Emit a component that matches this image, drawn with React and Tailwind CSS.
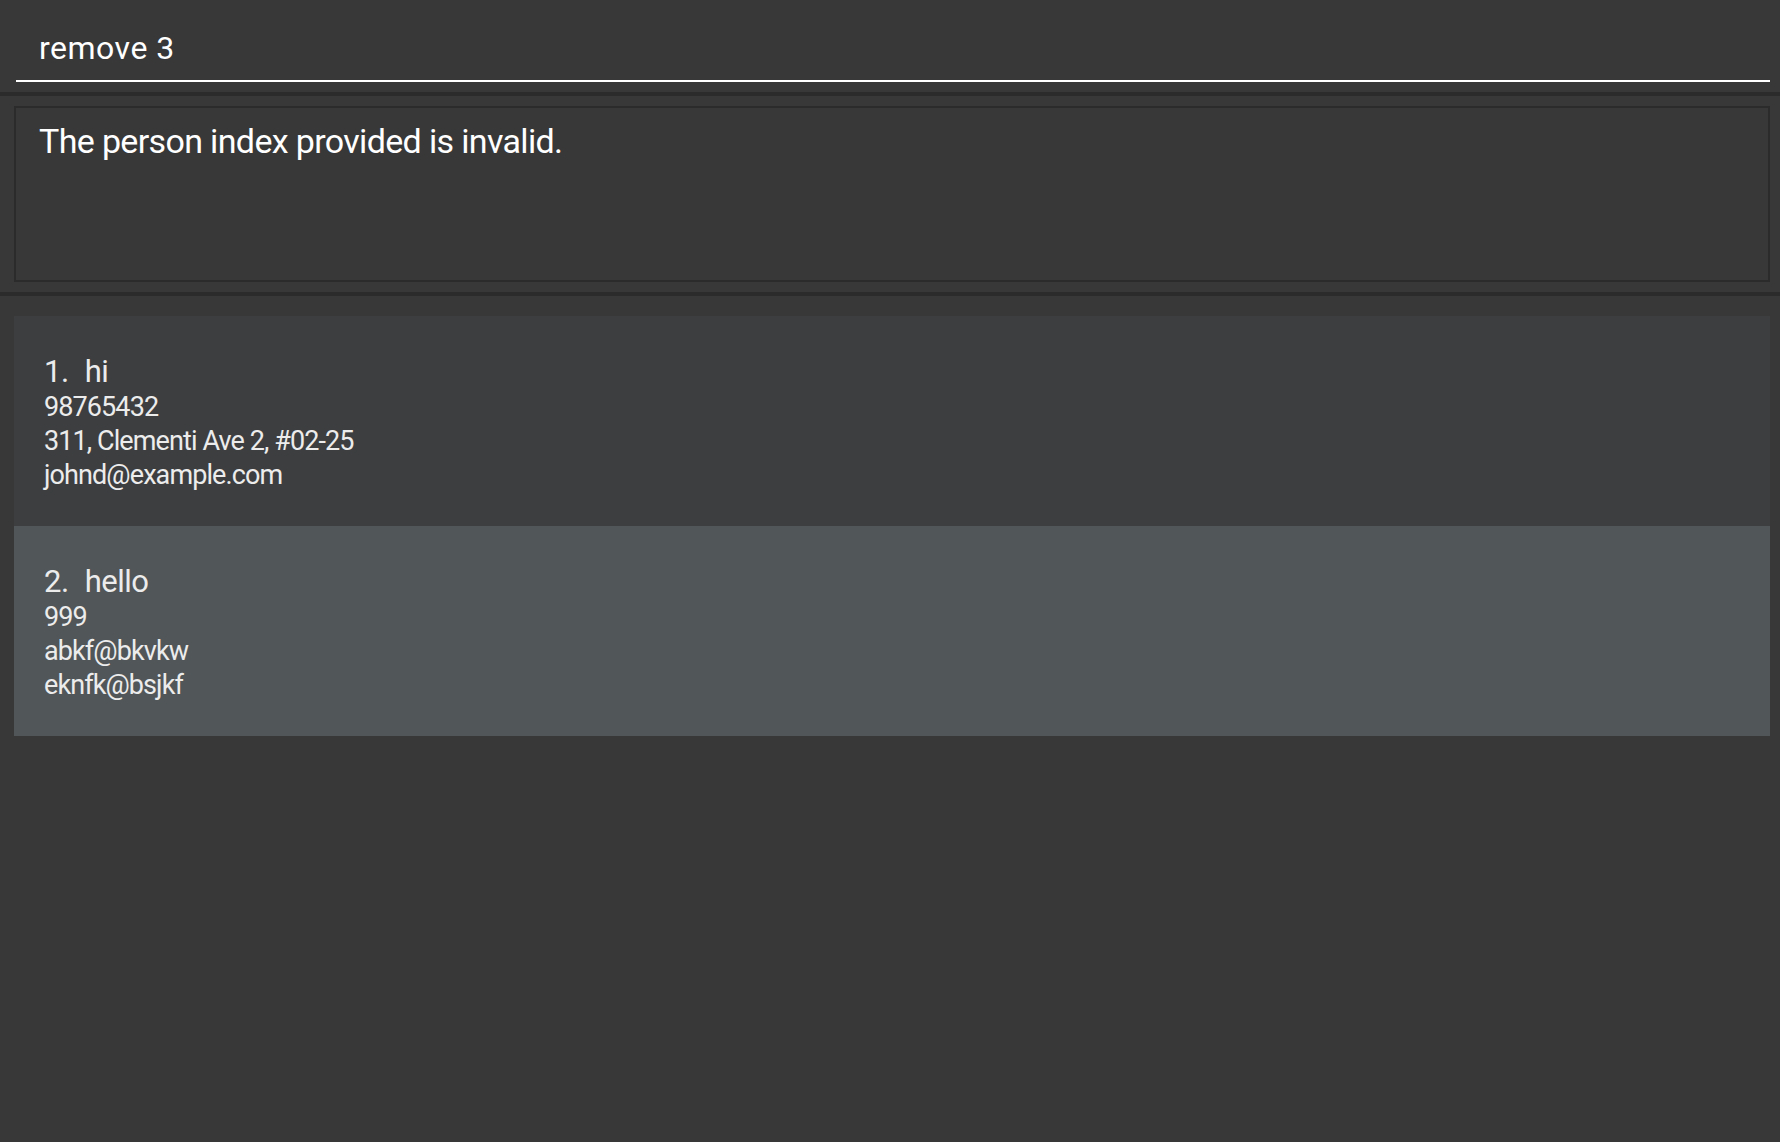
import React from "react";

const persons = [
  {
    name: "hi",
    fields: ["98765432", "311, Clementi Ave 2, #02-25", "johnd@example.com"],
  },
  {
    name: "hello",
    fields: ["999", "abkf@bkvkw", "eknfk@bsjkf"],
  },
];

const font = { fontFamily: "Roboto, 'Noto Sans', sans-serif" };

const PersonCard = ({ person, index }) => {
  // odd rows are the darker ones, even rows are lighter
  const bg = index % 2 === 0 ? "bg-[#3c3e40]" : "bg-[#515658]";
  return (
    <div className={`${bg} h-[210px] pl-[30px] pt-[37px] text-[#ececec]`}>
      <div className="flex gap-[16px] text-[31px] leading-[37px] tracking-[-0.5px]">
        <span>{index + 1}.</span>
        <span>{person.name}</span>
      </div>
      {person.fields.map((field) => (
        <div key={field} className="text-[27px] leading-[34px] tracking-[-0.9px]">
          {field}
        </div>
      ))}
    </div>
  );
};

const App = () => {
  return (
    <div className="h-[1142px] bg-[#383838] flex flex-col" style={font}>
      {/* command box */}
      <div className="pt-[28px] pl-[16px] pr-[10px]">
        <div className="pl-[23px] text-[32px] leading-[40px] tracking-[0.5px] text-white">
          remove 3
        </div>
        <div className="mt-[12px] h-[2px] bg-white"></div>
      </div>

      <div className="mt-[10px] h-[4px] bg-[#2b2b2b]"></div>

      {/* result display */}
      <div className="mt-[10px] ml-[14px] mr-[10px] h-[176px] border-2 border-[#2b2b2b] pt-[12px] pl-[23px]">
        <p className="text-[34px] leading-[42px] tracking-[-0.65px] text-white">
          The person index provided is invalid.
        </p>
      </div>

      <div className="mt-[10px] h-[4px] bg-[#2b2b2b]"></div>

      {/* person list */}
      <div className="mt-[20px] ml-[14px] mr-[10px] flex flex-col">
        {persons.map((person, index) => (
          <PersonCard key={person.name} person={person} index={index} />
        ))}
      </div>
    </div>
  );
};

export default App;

----------------------------------------

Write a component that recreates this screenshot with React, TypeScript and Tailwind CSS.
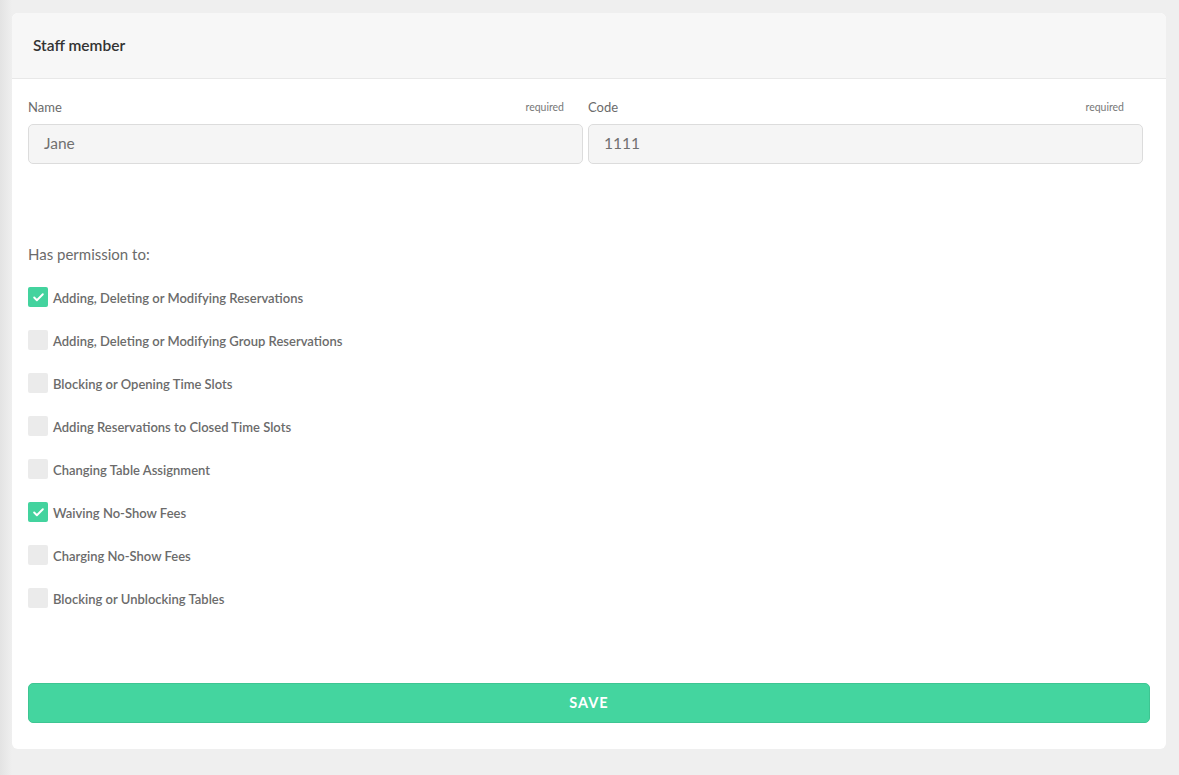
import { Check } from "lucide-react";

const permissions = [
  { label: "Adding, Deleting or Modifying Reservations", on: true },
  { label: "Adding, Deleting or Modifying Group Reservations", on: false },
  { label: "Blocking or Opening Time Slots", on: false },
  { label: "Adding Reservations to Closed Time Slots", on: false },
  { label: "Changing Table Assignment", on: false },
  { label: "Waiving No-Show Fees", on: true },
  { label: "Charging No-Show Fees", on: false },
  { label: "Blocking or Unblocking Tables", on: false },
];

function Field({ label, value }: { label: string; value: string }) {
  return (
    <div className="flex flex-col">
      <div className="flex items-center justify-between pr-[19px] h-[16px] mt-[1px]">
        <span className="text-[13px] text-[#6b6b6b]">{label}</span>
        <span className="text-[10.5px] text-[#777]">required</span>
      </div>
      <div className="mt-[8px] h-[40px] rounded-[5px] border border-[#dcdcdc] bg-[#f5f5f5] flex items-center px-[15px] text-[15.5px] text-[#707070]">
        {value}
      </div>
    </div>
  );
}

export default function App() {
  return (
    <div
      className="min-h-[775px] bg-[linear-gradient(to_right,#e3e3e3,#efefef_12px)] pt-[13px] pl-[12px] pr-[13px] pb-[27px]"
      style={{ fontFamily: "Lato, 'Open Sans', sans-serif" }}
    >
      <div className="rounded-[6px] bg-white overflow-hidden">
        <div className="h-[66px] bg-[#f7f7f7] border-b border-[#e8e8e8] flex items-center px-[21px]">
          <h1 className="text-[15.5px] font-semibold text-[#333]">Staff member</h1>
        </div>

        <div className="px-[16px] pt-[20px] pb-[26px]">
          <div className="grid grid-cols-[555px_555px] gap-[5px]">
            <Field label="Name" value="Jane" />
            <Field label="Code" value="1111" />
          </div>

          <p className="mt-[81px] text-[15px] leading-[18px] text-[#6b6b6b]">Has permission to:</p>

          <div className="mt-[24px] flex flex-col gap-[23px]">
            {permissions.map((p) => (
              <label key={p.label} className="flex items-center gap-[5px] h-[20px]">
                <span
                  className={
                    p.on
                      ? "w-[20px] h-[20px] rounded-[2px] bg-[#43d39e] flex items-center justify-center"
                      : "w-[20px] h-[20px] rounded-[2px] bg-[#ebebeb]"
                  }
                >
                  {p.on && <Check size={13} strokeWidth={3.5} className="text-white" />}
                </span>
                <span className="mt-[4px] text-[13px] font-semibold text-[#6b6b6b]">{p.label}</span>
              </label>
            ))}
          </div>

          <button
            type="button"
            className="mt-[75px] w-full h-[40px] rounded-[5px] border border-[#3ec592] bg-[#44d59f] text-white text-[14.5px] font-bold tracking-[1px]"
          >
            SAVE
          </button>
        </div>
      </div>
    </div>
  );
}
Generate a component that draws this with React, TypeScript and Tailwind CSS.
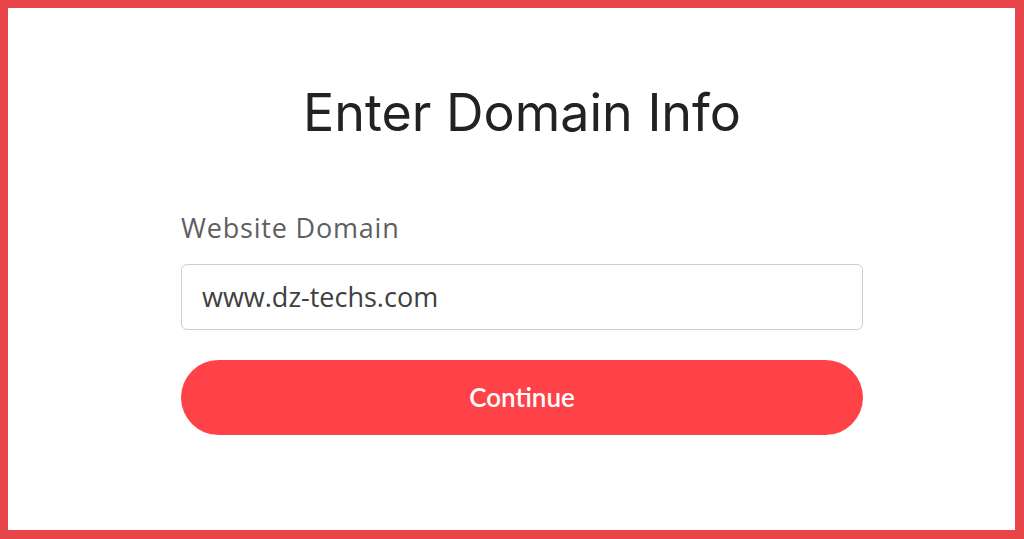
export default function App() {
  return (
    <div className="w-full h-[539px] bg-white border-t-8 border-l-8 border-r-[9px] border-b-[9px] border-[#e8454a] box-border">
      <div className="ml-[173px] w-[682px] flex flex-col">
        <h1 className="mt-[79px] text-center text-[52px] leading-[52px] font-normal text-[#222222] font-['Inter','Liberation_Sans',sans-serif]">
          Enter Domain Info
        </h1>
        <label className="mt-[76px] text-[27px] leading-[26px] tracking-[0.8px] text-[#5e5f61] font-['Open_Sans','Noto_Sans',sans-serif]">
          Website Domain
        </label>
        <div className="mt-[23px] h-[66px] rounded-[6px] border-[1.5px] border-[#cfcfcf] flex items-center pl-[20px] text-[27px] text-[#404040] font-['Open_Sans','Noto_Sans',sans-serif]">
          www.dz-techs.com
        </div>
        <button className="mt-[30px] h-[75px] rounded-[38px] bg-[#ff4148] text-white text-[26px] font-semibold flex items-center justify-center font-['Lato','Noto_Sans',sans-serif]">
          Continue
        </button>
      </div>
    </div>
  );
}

----------------------------------------

### Work required
Nothing but the lines above, starting at the line that contains "Emit a component" and ending at the line that contains "export default App;", should be given again, exactly and without the pictures.

### Reply
Emit a component that matches this image, drawn with React and Tailwind CSS.
import React from "react";

const persons = [
  {
    name: "hi",
    fields: ["98765432", "311, Clementi Ave 2, #02-25", "johnd@example.com"],
  },
  {
    name: "hello",
    fields: ["999", "abkf@bkvkw", "eknfk@bsjkf"],
  },
];

const font = { fontFamily: "Roboto, 'Noto Sans', sans-serif" };

const PersonCard = ({ person, index }) => {
  // odd rows are the darker ones, even rows are lighter
  const bg = index % 2 === 0 ? "bg-[#3c3e40]" : "bg-[#515658]";
  return (
    <div className={`${bg} h-[210px] pl-[30px] pt-[37px] text-[#ececec]`}>
      <div className="flex gap-[16px] text-[31px] leading-[37px] tracking-[-0.5px]">
        <span>{index + 1}.</span>
        <span>{person.name}</span>
      </div>
      {person.fields.map((field) => (
        <div key={field} className="text-[27px] leading-[34px] tracking-[-0.9px]">
          {field}
        </div>
      ))}
    </div>
  );
};

const App = () => {
  return (
    <div className="h-[1142px] bg-[#383838] flex flex-col" style={font}>
      {/* command box */}
      <div className="pt-[28px] pl-[16px] pr-[10px]">
        <div className="pl-[23px] text-[32px] leading-[40px] tracking-[0.5px] text-white">
          remove 3
        </div>
        <div className="mt-[12px] h-[2px] bg-white"></div>
      </div>

      <div className="mt-[10px] h-[4px] bg-[#2b2b2b]"></div>

      {/* result display */}
      <div className="mt-[10px] ml-[14px] mr-[10px] h-[176px] border-2 border-[#2b2b2b] pt-[12px] pl-[23px]">
        <p className="text-[34px] leading-[42px] tracking-[-0.65px] text-white">
          The person index provided is invalid.
        </p>
      </div>

      <div className="mt-[10px] h-[4px] bg-[#2b2b2b]"></div>

      {/* person list */}
      <div className="mt-[20px] ml-[14px] mr-[10px] flex flex-col">
        {persons.map((person, index) => (
          <PersonCard key={person.name} person={person} index={index} />
        ))}
      </div>
    </div>
  );
};

export default App;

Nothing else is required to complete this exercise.